Alice Clark
Associate Dean, Professor of Music History
Education
M.F.A. and Ph.D., Princeton University
M.M., University of Texas at Austin
B.M., Ohio State University (Phi Beta Kappa)
Departments
- College of Music and Media
- Office of the Dean
- School of Music & Theatre Professions
- Music Theory & History
Bio
Before coming to Loyola in 2000, Alice Clark taught at the University of Notre Dame, Ohio State University, Pennsylvania State University, and the University of Wisconsin Oshkosh; she also taught at the University of Texas at Austin during the Katrina semester. At Loyola she teaches mostly courses for music majors, including a survey of western art music from antiquity through the baroque era and an annual seminar on opera, with topics ranging from the works of Mozart to Shakespeare and opera. She also regularly teaches a course on the twelfth-century abbess and visionary Hildegard of Bingen, her works, and her world in the Common Curriculum, and she is planning a future course on issues of gender, race, and class as expressed in opera. This spring she will lead a seminar for the Honors Program focusing on music, the arts, and intellectual life in twelfth- and thirteenth-century France.
Dr. Clark’s scholarship focuses on late-medieval music, especially aspects of the motet in fourteenth-century France, and her work in that area has appeared in journals such as Plainsong and Medieval Music and the Journal of Musicology, as well as essay collections such as Fauvel Studies: Allegory, Chronicle, Music, and Image in Paris, Bibliothèque Nationale de France, MS Français 146 and Citation and Authority in Medieval and Renaissance Musical Culture: Learning from the Learned. Her article on the medieval motet for the On-Line Reference Book for Medieval Studies can be found at http://the-orb.net/encyclop/culture/music/clarkmotet.html . She has also given papers at meetings of the American Musicological Society, the International Musicological Society, the International Medieval Society (Paris), the International Symposium on Late Medieval and Early Renaissance Music (Novacella, Italy), and other conferences in the U. S. and Europe. Among her current projects is an article on the fourteenth-century motet for the Cambridge History of Medieval Music.

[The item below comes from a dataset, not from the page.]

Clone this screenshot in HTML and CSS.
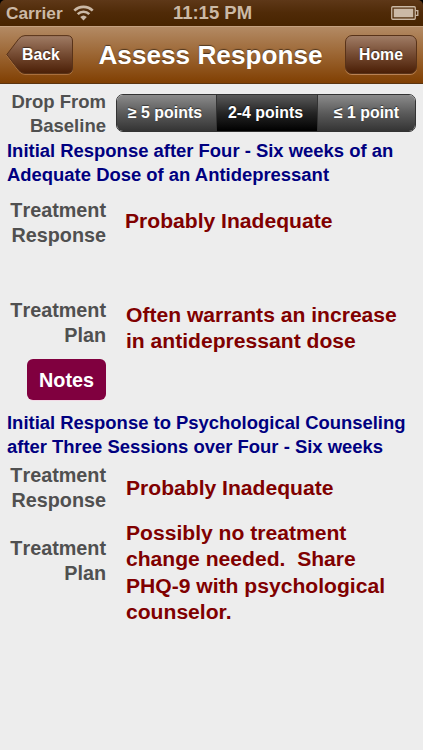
FILE: index.html
```html
<!DOCTYPE html>
<html lang="en">
<head>
    <meta charset="UTF-8">
    <meta name="viewport" content="width=device-width, initial-scale=1.0">
    <title>Assess Response</title>
    <link rel="stylesheet" href="styles.css">
</head>
<body>
  <div class="status_bar">
    <div class="carrier">
      <span>Carrier</span>
      <svg class="wifi" width="21" height="16" viewBox="0 0 21 16">
        <path d="M1.3 5.7a13 13 0 0 1 18.4 0M4.7 9.1a8.2 8.2 0 0 1 11.6 0" fill="none" stroke="#cbb9a6" stroke-width="2.6"/>
        <path d="M10.5 15.5L7.2 12a4.8 4.8 0 0 1 6.6 0z" fill="#cbb9a6"/>
      </svg>
    </div>
    <span class="time">11:15 PM</span>
    <svg class="battery" width="28" height="14" viewBox="0 0 28 14">
      <rect x=".75" y=".75" width="23.5" height="12.5" rx="1" fill="none" stroke="#cbb9a6" stroke-width="1.3"/>
      <rect x="2.7" y="2.7" width="19.6" height="8.6" fill="#cbb9a6"/>
      <path d="M24.5 4.7h2.3v4.6h-2.3" fill="none" stroke="#cbb9a6" stroke-width="1.3"/>
    </svg>
  </div>

  <header class="nav_bar">
    <a class="back">
      <svg class="back_bg" width="68" height="40" viewBox="0 0 68 40">
        <defs>
          <linearGradient id="brown" x1="0" y1="0" x2="0" y2="1">
            <stop offset="0" stop-color="#a07c65"/>
            <stop offset=".5" stop-color="#754b32"/>
            <stop offset="1" stop-color="#4b1f06"/>
          </linearGradient>
        </defs>
        <path d="M.8 20.5L13 4.5Q15.6 1.6 19 1.6H61Q66.5 1.6 66.5 7V34Q66.5 39.4 61 39.4H19Q15.6 39.4 13 36.5Z" fill="none" stroke="#b98153" stroke-opacity=".75"/>
        <path d="M.8 19.5L13 3.5Q15.6 .6 19 .6H61Q66.5 .6 66.5 6V33Q66.5 38.4 61 38.4H19Q15.6 38.4 13 35.5Z" fill="url(#brown)" stroke="#593319"/>
      </svg>
      <span class="back_text">Back</span>
    </a>
    <h1>Assess Response</h1>
    <a class="home">Home</a>
  </header>

  <main>
    <div class="row baseline">
      <div class="label">Drop From<br>Baseline</div>
      <div class="segments">
        <span class="seg">≥ 5 points</span>
        <span class="seg on">2-4 points</span>
        <span class="seg">≤ 1 point</span>
      </div>
    </div>

    <h2>Initial Response after Four - Six weeks of an<br>Adequate Dose of an Antidepressant</h2>
    <div class="row response01">
      <div class="label">Treatment<br>Response</div>
      <p class="value">Probably Inadequate</p>
    </div>
    <div class="row plan01">
      <div class="label">Treatment<br>Plan</div>
      <p class="value">Often warrants an increase<br>in antidepressant dose</p>
    </div>
    <a class="notes">Notes</a>

    <h2>Initial Response to Psychological Counseling<br>after Three Sessions over Four - Six weeks</h2>
    <div class="row response02">
      <div class="label">Treatment<br>Response</div>
      <p class="value">Probably Inadequate</p>
    </div>
    <div class="row plan02">
      <div class="label">Treatment<br>Plan</div>
      <p class="value">Possibly no treatment<br>change needed.&nbsp; Share<br>PHQ-9 with psychological<br>counselor.</p>
    </div>
  </main>
</body>
</html>
```
FILE: styles.css
```css
*{margin:0;padding:0;box-sizing:border-box;}
html{background:#000;}
body{width:423px;height:750px;overflow:hidden;background:linear-gradient(#000 6px,#ededed 6px);font-family:"Liberation Sans",Arial,sans-serif;font-weight:bold;}

/* status bar */
.status_bar{display:grid;grid-template-columns:1fr auto 1fr;align-items:center;height:26px;padding:0 4px 0 6px;background:linear-gradient(#5e3818,#4f2a07 50%,#482400);border-radius:5px 5px 0 0;color:#cbb9a6;font-size:17.3px;line-height:26px;}
.carrier{display:flex;align-items:center;gap:10px;}
.wifi{margin-top:-1px;}
.time{font-size:18.5px;}
.battery{justify-self:end;}

/* navigation bar */
.nav_bar{display:flex;align-items:center;justify-content:space-between;height:58px;padding:0 6px;background:linear-gradient(#b38a64,#9b6532 50%,#803f02);border-top:1px solid #c4a180;border-bottom:1px solid #5b3410;color:#fff;text-shadow:0 -1px 1px rgba(0,0,0,.5);}
h1{font-size:26.2px;line-height:30px;margin-left:2px;}
.back{position:relative;width:68px;height:40px;}
.back_bg{display:block;}
.back_text{position:absolute;left:16px;top:1px;font-size:15.8px;line-height:38px;}
.home{width:72px;height:39px;margin-bottom:1px;border:1px solid #593319;border-radius:7px;background:linear-gradient(#a07c65,#754b32 50%,#4b1f06);box-shadow:0 1px 0 #b98153;font-size:15.8px;line-height:37px;text-align:center;}

/* content */
.row{display:grid;grid-template-columns:106px 1fr;column-gap:20px;align-items:start;}
.label{font-size:19.8px;line-height:25.2px;color:#505050;text-align:right;font-kerning:none;}
.value{font-size:21.1px;line-height:26.4px;color:#800000;white-space:nowrap;}
h2{padding-left:7px;font-size:18.45px;line-height:24px;color:#000080;white-space:nowrap;}
.baseline{height:55px;padding-top:6px;column-gap:10px;}
.baseline .label{font-size:18.5px;line-height:24px;}
.segments{display:grid;grid-template-columns:99px 102px 1fr;width:300px;height:38px;margin-top:4px;border:1px solid #333;border-radius:7px;overflow:hidden;}
.seg{background:linear-gradient(#8b8b8b,#5b5b5b 50%,#343434);color:#fff;font-size:15.9px;line-height:36px;text-align:center;text-shadow:0 -1px 1px rgba(0,0,0,.5);}
.seg:first-child{padding-right:3px;}
.seg.on{padding-right:3px;background:linear-gradient(#5a5a5a,#252525 50%,#000);border-left:1px solid #333;border-right:1px solid #333;}
.response01{height:100px;padding-top:11px;}
.response01 .value{margin:10px 0 0 -1px;}
.plan01{height:72px;padding-top:11px;}
.plan01 .value{margin-top:4px;}
.notes{display:block;width:79px;height:41px;margin:0 0 11px 27px;border-radius:6px;background:#80003f;box-shadow:0 1px 0 -0.5px #f7c6de;color:#fff;font-size:19.8px;line-height:42px;text-align:center;}
.response02{height:61px;padding-top:4px;}
.response02 .value{margin-top:12px;}
.plan02 .label{margin-top:16px;}
```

She has served as a member of the American Musicological Society Council and as a moderator for the Society’s e-mail discussion list; she is also a past president of the International Machaut Society and currently serves as that organization’s webmaster. Her performance experience has included work with members of Pomerium and with early music ensembles at the Oberlin Baroque Performance Institute, Ohio State University, Princeton University, and the University of Texas at Austin.
Dr. Clark’s scholarship and teaching are particularly concerned with how music works in culture, whether in a medieval cathedral or a twentieth-century opera house. She is also interested in how the study of music fits into a liberal education in the Jesuit tradition, and she emphasizes that a student who earns a music degree with a good liberal-arts component such as that available at Loyola can pursue a career in just about any field. Her advisees have gone to medical school, law school, and graduate school in fields such as history, philosophy, psychology, divinity, and library science, as well as one who entered military service—and, yes, she has worked with students who are pursuing careers in music. She would be glad to discuss with any prospective student or parent how a Loyola music degree can serve musical or non-musical goals.